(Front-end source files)
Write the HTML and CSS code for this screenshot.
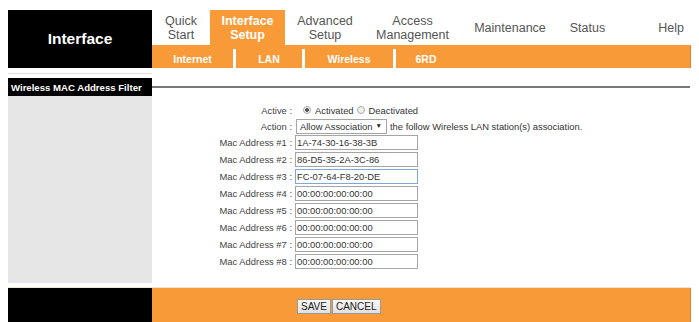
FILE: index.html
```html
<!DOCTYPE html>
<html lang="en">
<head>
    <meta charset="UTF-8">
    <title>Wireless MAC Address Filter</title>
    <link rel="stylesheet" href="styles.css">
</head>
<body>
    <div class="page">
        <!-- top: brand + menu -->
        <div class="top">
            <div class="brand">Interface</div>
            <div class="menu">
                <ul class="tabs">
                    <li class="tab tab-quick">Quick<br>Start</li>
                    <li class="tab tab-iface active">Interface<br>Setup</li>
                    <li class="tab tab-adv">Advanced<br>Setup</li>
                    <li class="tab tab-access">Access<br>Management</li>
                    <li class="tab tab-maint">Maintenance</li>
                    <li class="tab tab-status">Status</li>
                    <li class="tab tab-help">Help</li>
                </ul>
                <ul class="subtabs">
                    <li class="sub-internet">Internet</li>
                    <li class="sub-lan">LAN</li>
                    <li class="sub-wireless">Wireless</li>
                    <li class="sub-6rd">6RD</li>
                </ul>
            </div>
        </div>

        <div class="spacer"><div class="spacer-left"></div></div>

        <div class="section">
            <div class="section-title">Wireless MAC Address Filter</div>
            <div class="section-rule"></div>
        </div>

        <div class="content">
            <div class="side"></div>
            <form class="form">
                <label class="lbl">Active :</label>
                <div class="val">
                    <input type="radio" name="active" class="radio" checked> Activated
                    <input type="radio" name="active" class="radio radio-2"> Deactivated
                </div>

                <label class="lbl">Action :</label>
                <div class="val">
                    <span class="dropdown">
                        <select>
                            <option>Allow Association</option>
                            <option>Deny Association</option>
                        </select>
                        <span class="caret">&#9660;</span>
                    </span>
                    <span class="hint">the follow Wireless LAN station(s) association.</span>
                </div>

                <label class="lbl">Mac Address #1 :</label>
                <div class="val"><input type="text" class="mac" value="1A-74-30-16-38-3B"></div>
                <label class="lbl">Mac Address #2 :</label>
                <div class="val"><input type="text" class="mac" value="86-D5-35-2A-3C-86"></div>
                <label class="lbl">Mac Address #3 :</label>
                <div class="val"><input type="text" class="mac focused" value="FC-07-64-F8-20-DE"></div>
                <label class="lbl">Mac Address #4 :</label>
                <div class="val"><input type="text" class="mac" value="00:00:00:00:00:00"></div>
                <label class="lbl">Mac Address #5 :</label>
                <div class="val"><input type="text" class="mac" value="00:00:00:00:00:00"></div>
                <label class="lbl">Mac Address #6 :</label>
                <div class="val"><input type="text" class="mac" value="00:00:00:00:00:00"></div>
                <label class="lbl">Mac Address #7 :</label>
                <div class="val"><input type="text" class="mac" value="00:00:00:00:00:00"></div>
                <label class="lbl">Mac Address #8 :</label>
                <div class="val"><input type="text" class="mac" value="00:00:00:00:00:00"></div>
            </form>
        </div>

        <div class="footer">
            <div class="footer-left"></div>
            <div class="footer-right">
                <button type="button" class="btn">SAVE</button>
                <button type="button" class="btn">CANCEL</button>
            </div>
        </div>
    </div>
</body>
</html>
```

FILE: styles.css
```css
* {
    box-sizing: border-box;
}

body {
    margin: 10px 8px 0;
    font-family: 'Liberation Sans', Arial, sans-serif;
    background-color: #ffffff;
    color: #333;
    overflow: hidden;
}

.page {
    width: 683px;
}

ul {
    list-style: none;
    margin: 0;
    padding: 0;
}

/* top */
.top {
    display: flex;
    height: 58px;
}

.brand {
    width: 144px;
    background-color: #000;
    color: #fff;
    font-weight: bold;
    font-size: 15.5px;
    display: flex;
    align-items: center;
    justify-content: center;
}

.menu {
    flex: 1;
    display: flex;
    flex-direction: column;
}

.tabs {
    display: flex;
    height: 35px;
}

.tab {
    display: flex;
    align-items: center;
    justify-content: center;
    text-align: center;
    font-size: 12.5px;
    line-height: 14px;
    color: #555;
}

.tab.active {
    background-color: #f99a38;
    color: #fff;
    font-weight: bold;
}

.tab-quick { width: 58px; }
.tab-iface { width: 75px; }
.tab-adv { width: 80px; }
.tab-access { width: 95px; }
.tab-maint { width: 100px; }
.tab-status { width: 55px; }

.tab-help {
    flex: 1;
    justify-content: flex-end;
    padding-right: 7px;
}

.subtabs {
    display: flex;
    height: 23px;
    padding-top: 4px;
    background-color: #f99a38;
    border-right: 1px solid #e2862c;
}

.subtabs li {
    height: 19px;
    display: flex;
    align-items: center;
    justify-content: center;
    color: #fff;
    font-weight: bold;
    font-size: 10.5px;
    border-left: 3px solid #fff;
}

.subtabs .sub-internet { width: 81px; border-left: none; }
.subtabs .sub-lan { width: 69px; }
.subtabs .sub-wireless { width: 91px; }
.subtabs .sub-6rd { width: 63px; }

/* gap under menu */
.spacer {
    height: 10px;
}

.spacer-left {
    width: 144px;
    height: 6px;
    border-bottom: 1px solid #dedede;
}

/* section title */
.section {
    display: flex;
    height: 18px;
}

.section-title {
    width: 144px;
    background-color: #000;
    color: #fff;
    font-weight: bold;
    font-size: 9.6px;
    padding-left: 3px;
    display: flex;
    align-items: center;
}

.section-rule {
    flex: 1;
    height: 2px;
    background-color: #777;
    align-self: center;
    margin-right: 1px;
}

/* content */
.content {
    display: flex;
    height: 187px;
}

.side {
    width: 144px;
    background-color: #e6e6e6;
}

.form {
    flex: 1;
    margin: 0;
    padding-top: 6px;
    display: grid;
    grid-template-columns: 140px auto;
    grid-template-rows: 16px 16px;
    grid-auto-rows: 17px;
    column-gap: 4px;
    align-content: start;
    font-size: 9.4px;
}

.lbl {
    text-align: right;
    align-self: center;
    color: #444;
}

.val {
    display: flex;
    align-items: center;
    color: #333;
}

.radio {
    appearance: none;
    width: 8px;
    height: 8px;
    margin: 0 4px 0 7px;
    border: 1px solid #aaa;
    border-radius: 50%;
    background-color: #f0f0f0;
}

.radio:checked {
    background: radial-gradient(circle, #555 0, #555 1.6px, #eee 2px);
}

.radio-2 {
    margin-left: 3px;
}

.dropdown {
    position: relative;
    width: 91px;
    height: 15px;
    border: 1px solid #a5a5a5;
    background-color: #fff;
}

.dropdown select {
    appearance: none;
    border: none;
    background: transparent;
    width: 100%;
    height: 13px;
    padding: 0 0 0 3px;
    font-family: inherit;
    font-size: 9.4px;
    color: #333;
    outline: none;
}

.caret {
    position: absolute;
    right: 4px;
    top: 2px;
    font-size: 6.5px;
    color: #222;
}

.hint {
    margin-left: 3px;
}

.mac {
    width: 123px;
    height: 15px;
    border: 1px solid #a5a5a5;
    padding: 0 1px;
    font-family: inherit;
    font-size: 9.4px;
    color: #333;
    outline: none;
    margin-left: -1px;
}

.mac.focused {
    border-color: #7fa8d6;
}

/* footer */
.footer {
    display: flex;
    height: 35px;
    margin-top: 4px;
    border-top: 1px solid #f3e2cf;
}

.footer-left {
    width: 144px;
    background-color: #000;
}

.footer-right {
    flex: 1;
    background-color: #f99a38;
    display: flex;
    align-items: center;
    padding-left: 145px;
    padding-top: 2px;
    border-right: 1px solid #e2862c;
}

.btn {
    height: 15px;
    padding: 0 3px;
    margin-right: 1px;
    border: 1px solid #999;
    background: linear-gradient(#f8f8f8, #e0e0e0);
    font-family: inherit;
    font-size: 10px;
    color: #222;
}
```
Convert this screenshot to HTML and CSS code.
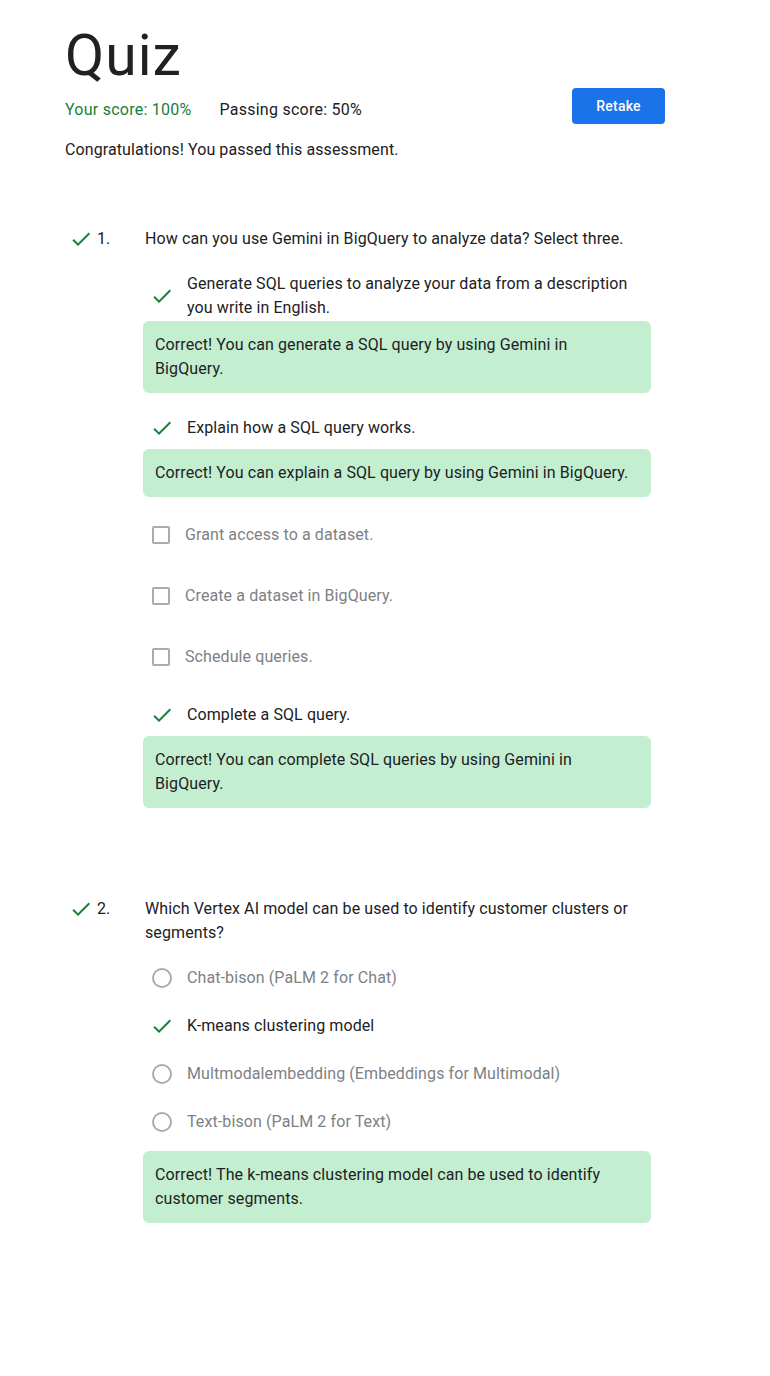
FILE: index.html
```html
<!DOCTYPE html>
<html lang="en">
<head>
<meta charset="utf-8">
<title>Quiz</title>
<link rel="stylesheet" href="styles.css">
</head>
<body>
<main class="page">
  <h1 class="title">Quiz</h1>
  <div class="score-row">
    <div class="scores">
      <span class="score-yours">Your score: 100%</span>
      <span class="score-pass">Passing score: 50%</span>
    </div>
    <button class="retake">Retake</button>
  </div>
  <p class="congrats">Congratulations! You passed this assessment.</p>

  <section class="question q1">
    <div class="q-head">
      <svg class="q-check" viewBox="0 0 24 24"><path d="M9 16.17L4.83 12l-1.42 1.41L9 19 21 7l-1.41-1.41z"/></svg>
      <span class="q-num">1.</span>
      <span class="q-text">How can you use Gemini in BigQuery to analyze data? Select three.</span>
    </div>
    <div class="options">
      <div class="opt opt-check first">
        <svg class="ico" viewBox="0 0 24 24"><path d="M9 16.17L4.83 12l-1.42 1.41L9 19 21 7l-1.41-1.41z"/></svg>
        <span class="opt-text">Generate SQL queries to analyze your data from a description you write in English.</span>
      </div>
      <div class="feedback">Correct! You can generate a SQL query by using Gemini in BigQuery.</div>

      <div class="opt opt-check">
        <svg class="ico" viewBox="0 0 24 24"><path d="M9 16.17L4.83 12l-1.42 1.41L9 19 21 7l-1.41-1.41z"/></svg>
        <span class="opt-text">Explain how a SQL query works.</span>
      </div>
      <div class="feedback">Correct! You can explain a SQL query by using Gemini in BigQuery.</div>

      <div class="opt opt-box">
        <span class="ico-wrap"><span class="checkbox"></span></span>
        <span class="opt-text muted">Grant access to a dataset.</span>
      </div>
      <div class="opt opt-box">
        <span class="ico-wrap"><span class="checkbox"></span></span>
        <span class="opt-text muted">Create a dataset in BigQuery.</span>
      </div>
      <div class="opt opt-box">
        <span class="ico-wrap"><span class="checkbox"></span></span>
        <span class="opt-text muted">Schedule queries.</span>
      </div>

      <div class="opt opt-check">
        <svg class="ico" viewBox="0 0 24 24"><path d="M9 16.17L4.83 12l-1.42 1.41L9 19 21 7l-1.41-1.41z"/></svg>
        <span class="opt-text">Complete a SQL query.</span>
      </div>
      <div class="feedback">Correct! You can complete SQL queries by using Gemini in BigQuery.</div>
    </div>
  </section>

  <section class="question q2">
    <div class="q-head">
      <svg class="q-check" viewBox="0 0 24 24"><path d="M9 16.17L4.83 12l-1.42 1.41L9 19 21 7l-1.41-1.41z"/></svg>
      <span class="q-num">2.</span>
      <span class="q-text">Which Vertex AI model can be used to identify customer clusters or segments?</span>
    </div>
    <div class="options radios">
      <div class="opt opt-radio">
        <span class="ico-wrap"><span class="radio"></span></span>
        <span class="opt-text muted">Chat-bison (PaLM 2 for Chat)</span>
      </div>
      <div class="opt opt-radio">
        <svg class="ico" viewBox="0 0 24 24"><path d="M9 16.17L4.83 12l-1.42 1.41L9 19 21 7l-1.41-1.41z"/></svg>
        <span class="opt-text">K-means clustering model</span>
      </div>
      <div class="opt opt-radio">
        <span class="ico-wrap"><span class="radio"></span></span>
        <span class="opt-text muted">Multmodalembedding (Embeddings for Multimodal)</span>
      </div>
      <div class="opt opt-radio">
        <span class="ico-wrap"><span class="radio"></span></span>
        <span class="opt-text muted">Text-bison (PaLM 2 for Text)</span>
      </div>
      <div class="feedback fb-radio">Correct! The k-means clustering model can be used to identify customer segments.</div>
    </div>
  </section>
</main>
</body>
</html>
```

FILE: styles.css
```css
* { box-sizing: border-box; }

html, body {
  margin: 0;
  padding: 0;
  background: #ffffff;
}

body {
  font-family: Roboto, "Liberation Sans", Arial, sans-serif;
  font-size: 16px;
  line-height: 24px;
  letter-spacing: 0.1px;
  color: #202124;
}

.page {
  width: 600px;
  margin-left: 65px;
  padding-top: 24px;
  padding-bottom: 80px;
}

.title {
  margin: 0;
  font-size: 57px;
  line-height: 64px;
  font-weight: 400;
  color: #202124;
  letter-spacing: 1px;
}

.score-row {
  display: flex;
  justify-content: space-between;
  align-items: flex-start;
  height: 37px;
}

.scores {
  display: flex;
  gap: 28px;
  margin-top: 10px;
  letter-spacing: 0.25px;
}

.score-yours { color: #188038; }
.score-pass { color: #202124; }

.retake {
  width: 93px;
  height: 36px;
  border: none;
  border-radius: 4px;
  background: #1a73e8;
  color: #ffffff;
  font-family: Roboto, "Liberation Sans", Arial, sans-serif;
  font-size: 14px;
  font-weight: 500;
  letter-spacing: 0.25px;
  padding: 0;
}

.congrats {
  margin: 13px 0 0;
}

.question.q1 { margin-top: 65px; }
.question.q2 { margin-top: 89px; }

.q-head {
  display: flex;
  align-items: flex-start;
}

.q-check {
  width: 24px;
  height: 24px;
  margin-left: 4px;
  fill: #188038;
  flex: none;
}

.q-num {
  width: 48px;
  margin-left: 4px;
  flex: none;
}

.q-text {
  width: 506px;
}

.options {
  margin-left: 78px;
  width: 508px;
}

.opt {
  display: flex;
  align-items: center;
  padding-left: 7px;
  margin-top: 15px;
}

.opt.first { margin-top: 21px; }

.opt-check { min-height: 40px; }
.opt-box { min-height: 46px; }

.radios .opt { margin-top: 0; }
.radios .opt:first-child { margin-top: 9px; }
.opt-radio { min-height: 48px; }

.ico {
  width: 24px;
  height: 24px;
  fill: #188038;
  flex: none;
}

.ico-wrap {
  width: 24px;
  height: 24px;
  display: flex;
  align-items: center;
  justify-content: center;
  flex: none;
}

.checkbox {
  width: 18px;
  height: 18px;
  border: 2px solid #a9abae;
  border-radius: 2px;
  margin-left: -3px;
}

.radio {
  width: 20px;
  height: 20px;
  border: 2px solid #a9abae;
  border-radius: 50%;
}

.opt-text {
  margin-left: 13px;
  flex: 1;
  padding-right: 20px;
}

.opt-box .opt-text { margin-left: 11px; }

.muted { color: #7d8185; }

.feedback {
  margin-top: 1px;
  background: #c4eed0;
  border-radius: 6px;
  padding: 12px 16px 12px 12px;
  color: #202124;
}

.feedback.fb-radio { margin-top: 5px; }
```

> [Objective]: Scan the entries above for the word "this" and collect each line holding it.

> [The response]:
Write the HTML and CSS code for this screenshot.
Convert this screenshot to HTML and CSS code.
  <p class="congrats">Congratulations! You passed this assessment.</p>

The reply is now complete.